Kepedulian terhadap Lingkungan adalah Ibadah
Islam telah mengajarkan jauh sebelum era modern bahwa kebersihan dan kelestarian lingkungan merupakan bagian tak terpisahkan dari keimanan. Rasulullah bersabda: "Kebersihan adalah sebagian dari iman." (HR. Muslim)
Lebih dari itu, menghilangkan gangguan di jalan, termasuk sampah, dinilai sebagai sedekah: "Dari Abu Hurairah radhiyallahu 'anhu, Nabi shalallahu 'alaihi wa sallam bersabda:
"Setiap persendian manusia harus disedekahi setiap hari di saat matahari terbit: mendamaikan antara dua orang adalah sedekah; membantu seseorang naik ke kendaraannya atau mengangkat barang bawaannya ke atas kendaraannya adalah sedekah; ucapan yang baik adalah sedekah; setiap langkah menuju sholat adalah sedekah; dan menyingkirkan gangguan dari jalan adalah sedekah." (HR. Bukhari dan Muslim)

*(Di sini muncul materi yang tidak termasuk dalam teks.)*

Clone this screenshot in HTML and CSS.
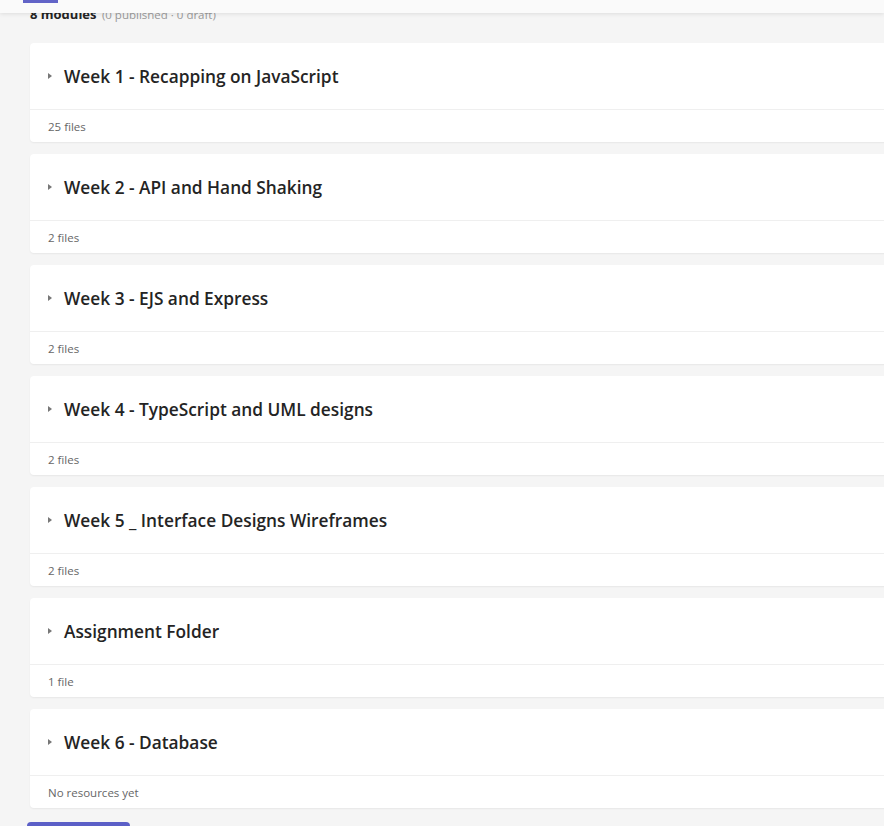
FILE: index.html
```html
<!DOCTYPE html>
<html>
<head>
<meta charset="utf-8">
<link rel="stylesheet" href="styles.css">
</head>
<body>
<header class="topbar"><span class="tab"></span></header>
<main class="page">
  <div class="summary"><b>8 modules</b> <span class="muted">(0 published · 0 draft)</span></div>
  <section class="module">
    <div class="module-head"><span class="caret"></span><h2>Week 1 - Recapping on JavaScript</h2></div>
    <div class="module-foot">25 files</div>
  </section>
  <section class="module">
    <div class="module-head"><span class="caret"></span><h2>Week 2 - API and Hand Shaking</h2></div>
    <div class="module-foot">2 files</div>
  </section>
  <section class="module">
    <div class="module-head"><span class="caret"></span><h2>Week 3 - EJS and Express</h2></div>
    <div class="module-foot">2 files</div>
  </section>
  <section class="module">
    <div class="module-head"><span class="caret"></span><h2>Week 4 - TypeScript and UML designs</h2></div>
    <div class="module-foot">2 files</div>
  </section>
  <section class="module">
    <div class="module-head"><span class="caret"></span><h2>Week 5 _ Interface Designs Wireframes</h2></div>
    <div class="module-foot">2 files</div>
  </section>
  <section class="module">
    <div class="module-head"><span class="caret"></span><h2>Assignment Folder</h2></div>
    <div class="module-foot">1 file</div>
  </section>
  <section class="module">
    <div class="module-head"><span class="caret"></span><h2>Week 6 - Database</h2></div>
    <div class="module-foot">No resources yet</div>
  </section>
  <div class="actions"><button class="add-btn" aria-label="Add module"></button></div>
</main>
</body>
</html>
```
FILE: styles.css
```css
html, body {
  margin: 0;
  padding: 0;
  background: #f5f5f5;
  overflow: hidden;
  font-family: "Open Sans", "Noto Sans", sans-serif;
  color: #242424;
}
.topbar {
  position: fixed;
  top: 0;
  left: 0;
  right: 0;
  height: 13px;
  background: #fafafa;
  box-shadow: 0 1px 4px rgba(0,0,0,0.10);
  z-index: 2;
}
.tab {
  position: absolute;
  left: 23px;
  top: 0;
  width: 35px;
  height: 3px;
  background: #6264c7;
}
.page {
  padding: 5px 0 0 30px;
}
.summary {
  font-size: 13px;
  line-height: 18px;
  height: 18px;
  margin-bottom: 20px;
}
.summary b { font-weight: 700; }
.muted { color: #999; font-size: 11.5px; margin-left: 2px; }
.module {
  width: 900px;
  background: #fff;
  border-radius: 4px;
  box-shadow: 0 1px 2px rgba(0,0,0,0.06);
  margin-bottom: 12px;
}
.module-head {
  height: 67px;
  display: flex;
  align-items: center;
  padding-left: 18px;
  border-bottom: 1px solid #efefef;
  box-sizing: border-box;
}
.caret {
  width: 0;
  height: 0;
  border-top: 3px solid transparent;
  border-bottom: 3px solid transparent;
  border-left: 4px solid #777;
  margin-right: 12px;
}
.module-head h2 {
  margin: 0;
  font-size: 17.3px;
  font-weight: 600;
  color: #242424;
}
.module-foot {
  height: 32px;
  display: flex;
  align-items: center;
  padding-left: 18px;
  font-size: 11.5px;
  color: #666;
}
.actions {
  padding-top: 2px;
}
.add-btn {
  width: 103px;
  height: 32px;
  margin-left: -3px;
  background: #5b5fc7;
  border: none;
  border-radius: 4px;
}
```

Jika membersihkan jalan dari sampah adalah sedekah, maka membuangnya sembarangan adalah bentuk kezaliman. Islam melarang segala bentuk kerusakan di muka bumi, sebagaimana firman Allah Ta'ala:"Dan janganlah kamu membuat kerusakan di muka bumi setelah (Allah) memperbaikinya." (QS. Al-A'raf: 56)
Ketika kita membuang sampah sembarangan, kita tidak hanya mencemari lingkungan fisik, tetapi juga mencemari jiwa dan mengabaikan perintah Allah untuk menjaga kebersihan. Tindakan membuang sampah di tempat yang tidak semestinya adalah bentuk pengingkaran terhadap fitrah manusia sebagai khalifah di muka bumi yang diamanahkan untuk menjaga dan memelihara ciptaan Allah.
Maka tindakan Bambang, meski secara hukum adalah pelanggaran, namun secara niat adalah strategi edukatif yang luar biasa, berangkat dari cinta pada lingkungan dan masyarakatnya.
Tanggung Jawab Tokoh Masyarakat dalam Islam
Konsep kepemimpinan dalam Islam yang tidak hanya bicara tentang kekuasaan, tetapi tentang tanggung jawab dan pengorbanan. Nabi bersabda: "Setiap kalian adalah pemimpin, dan setiap pemimpin akan dimintai pertanggungjawaban atas yang dipimpinnya." (HR. Bukhari dan Muslim)
Menghayati sabda ini dengan menjadi pemimpin yang tidak hanya mengatur, tetapi hadir di garis depan perjuangan perubahan. Bahkan ketika harus menunggu enam jam untuk disidang dan dijatuhi denda, ia tidak melihat itu sebagai kerugian, tapi investasi moral untuk masa depan kampungnya.